- DIRECTIONS FOR THIS TASK: Produce an exact copy of all the data below, dropping every image.
**** COLLECTED MATERIAL
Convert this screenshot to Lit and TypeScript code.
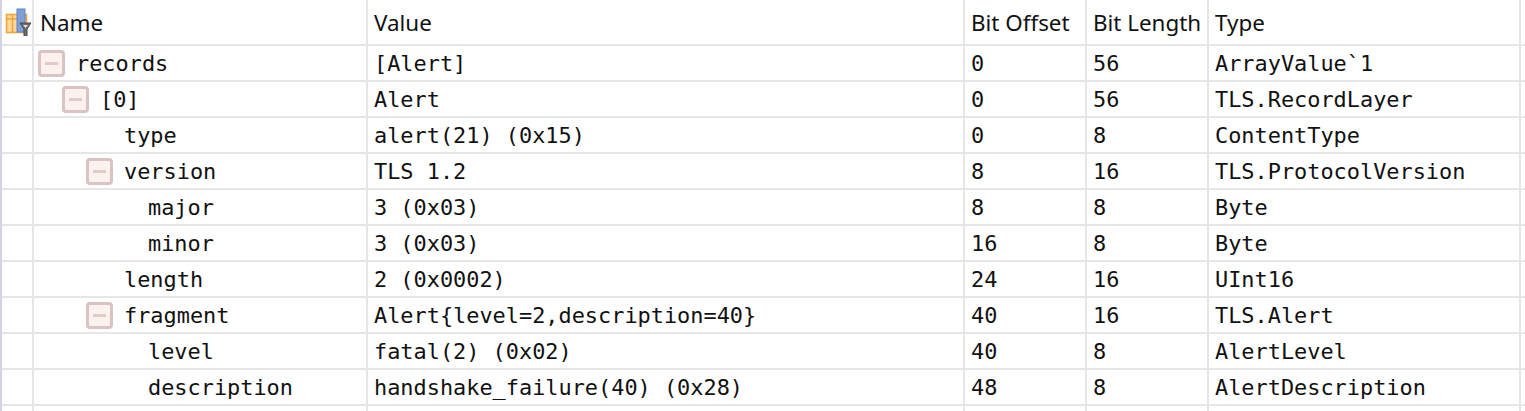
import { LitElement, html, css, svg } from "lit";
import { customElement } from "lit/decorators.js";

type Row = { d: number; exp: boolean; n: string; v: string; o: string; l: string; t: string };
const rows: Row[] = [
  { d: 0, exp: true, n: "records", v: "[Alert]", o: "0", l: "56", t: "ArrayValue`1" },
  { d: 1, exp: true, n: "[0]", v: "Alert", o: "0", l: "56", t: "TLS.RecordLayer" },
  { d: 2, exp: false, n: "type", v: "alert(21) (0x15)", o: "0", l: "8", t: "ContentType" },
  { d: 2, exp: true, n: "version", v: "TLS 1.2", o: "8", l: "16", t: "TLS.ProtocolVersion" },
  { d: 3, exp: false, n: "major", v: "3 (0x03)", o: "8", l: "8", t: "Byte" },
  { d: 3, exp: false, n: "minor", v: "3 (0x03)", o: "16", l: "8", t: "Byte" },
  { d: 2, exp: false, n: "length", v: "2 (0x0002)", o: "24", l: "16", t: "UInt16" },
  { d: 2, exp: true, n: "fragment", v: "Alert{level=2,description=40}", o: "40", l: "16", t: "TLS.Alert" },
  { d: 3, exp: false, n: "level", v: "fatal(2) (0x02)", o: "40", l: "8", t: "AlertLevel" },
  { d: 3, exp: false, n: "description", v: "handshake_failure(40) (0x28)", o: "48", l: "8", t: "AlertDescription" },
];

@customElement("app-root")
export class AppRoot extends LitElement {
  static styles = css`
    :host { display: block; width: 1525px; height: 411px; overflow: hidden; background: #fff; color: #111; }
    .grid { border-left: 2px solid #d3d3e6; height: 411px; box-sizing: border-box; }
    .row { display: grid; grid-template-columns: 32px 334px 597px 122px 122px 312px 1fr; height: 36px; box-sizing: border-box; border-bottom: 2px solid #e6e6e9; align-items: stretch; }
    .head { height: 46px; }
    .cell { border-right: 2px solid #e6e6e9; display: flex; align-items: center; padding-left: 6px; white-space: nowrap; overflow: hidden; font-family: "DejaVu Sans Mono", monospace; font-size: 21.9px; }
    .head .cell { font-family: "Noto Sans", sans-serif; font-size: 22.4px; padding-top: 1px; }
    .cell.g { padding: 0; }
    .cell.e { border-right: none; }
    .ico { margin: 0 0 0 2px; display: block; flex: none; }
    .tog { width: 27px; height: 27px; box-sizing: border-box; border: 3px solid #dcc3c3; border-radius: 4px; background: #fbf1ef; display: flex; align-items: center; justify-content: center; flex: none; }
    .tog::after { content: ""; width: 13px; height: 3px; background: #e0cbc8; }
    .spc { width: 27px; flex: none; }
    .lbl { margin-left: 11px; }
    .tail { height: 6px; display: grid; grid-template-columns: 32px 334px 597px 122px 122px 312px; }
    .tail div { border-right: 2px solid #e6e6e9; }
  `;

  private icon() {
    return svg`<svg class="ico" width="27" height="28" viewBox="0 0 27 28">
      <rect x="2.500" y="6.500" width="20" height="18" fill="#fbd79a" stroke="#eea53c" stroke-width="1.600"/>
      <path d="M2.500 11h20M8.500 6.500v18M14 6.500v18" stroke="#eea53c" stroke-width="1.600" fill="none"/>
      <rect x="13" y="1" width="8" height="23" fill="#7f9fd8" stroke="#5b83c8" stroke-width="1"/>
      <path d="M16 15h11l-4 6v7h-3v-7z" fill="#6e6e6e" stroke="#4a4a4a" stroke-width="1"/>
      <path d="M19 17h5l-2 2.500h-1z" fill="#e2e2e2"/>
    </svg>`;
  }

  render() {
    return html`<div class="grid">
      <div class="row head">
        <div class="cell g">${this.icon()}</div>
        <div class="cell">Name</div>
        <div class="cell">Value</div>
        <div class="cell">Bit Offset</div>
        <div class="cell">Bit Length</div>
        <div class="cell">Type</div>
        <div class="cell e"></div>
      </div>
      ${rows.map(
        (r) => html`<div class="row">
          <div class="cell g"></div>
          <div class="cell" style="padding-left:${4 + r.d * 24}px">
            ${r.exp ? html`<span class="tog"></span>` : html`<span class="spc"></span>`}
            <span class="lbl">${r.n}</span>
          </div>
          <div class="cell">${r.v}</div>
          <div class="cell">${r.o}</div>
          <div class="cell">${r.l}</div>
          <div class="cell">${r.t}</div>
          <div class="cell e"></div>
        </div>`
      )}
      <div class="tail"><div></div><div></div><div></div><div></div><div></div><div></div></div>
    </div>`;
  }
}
********
- SOLUTION FOR THIS EXERCISE:
Convert this screenshot to Lit and TypeScript code.
import { LitElement, html, css, svg } from "lit";
import { customElement } from "lit/decorators.js";

type Row = { d: number; exp: boolean; n: string; v: string; o: string; l: string; t: string };
const rows: Row[] = [
  { d: 0, exp: true, n: "records", v: "[Alert]", o: "0", l: "56", t: "ArrayValue`1" },
  { d: 1, exp: true, n: "[0]", v: "Alert", o: "0", l: "56", t: "TLS.RecordLayer" },
  { d: 2, exp: false, n: "type", v: "alert(21) (0x15)", o: "0", l: "8", t: "ContentType" },
  { d: 2, exp: true, n: "version", v: "TLS 1.2", o: "8", l: "16", t: "TLS.ProtocolVersion" },
  { d: 3, exp: false, n: "major", v: "3 (0x03)", o: "8", l: "8", t: "Byte" },
  { d: 3, exp: false, n: "minor", v: "3 (0x03)", o: "16", l: "8", t: "Byte" },
  { d: 2, exp: false, n: "length", v: "2 (0x0002)", o: "24", l: "16", t: "UInt16" },
  { d: 2, exp: true, n: "fragment", v: "Alert{level=2,description=40}", o: "40", l: "16", t: "TLS.Alert" },
  { d: 3, exp: false, n: "level", v: "fatal(2) (0x02)", o: "40", l: "8", t: "AlertLevel" },
  { d: 3, exp: false, n: "description", v: "handshake_failure(40) (0x28)", o: "48", l: "8", t: "AlertDescription" },
];

@customElement("app-root")
export class AppRoot extends LitElement {
  static styles = css`
    :host { display: block; width: 1525px; height: 411px; overflow: hidden; background: #fff; color: #111; }
    .grid { border-left: 2px solid #d3d3e6; height: 411px; box-sizing: border-box; }
    .row { display: grid; grid-template-columns: 32px 334px 597px 122px 122px 312px 1fr; height: 36px; box-sizing: border-box; border-bottom: 2px solid #e6e6e9; align-items: stretch; }
    .head { height: 46px; }
    .cell { border-right: 2px solid #e6e6e9; display: flex; align-items: center; padding-left: 6px; white-space: nowrap; overflow: hidden; font-family: "DejaVu Sans Mono", monospace; font-size: 21.9px; }
    .head .cell { font-family: "Noto Sans", sans-serif; font-size: 22.4px; padding-top: 1px; }
    .cell.g { padding: 0; }
    .cell.e { border-right: none; }
    .ico { margin: 0 0 0 2px; display: block; flex: none; }
    .tog { width: 27px; height: 27px; box-sizing: border-box; border: 3px solid #dcc3c3; border-radius: 4px; background: #fbf1ef; display: flex; align-items: center; justify-content: center; flex: none; }
    .tog::after { content: ""; width: 13px; height: 3px; background: #e0cbc8; }
    .spc { width: 27px; flex: none; }
    .lbl { margin-left: 11px; }
    .tail { height: 6px; display: grid; grid-template-columns: 32px 334px 597px 122px 122px 312px; }
    .tail div { border-right: 2px solid #e6e6e9; }
  `;

  private icon() {
    return svg`<svg class="ico" width="27" height="28" viewBox="0 0 27 28">
      <rect x="2.500" y="6.500" width="20" height="18" fill="#fbd79a" stroke="#eea53c" stroke-width="1.600"/>
      <path d="M2.500 11h20M8.500 6.500v18M14 6.500v18" stroke="#eea53c" stroke-width="1.600" fill="none"/>
      <rect x="13" y="1" width="8" height="23" fill="#7f9fd8" stroke="#5b83c8" stroke-width="1"/>
      <path d="M16 15h11l-4 6v7h-3v-7z" fill="#6e6e6e" stroke="#4a4a4a" stroke-width="1"/>
      <path d="M19 17h5l-2 2.500h-1z" fill="#e2e2e2"/>
    </svg>`;
  }

  render() {
    return html`<div class="grid">
      <div class="row head">
        <div class="cell g">${this.icon()}</div>
        <div class="cell">Name</div>
        <div class="cell">Value</div>
        <div class="cell">Bit Offset</div>
        <div class="cell">Bit Length</div>
        <div class="cell">Type</div>
        <div class="cell e"></div>
      </div>
      ${rows.map(
        (r) => html`<div class="row">
          <div class="cell g"></div>
          <div class="cell" style="padding-left:${4 + r.d * 24}px">
            ${r.exp ? html`<span class="tog"></span>` : html`<span class="spc"></span>`}
            <span class="lbl">${r.n}</span>
          </div>
          <div class="cell">${r.v}</div>
          <div class="cell">${r.o}</div>
          <div class="cell">${r.l}</div>
          <div class="cell">${r.t}</div>
          <div class="cell e"></div>
        </div>`
      )}
      <div class="tail"><div></div><div></div><div></div><div></div><div></div><div></div></div>
    </div>`;
  }
}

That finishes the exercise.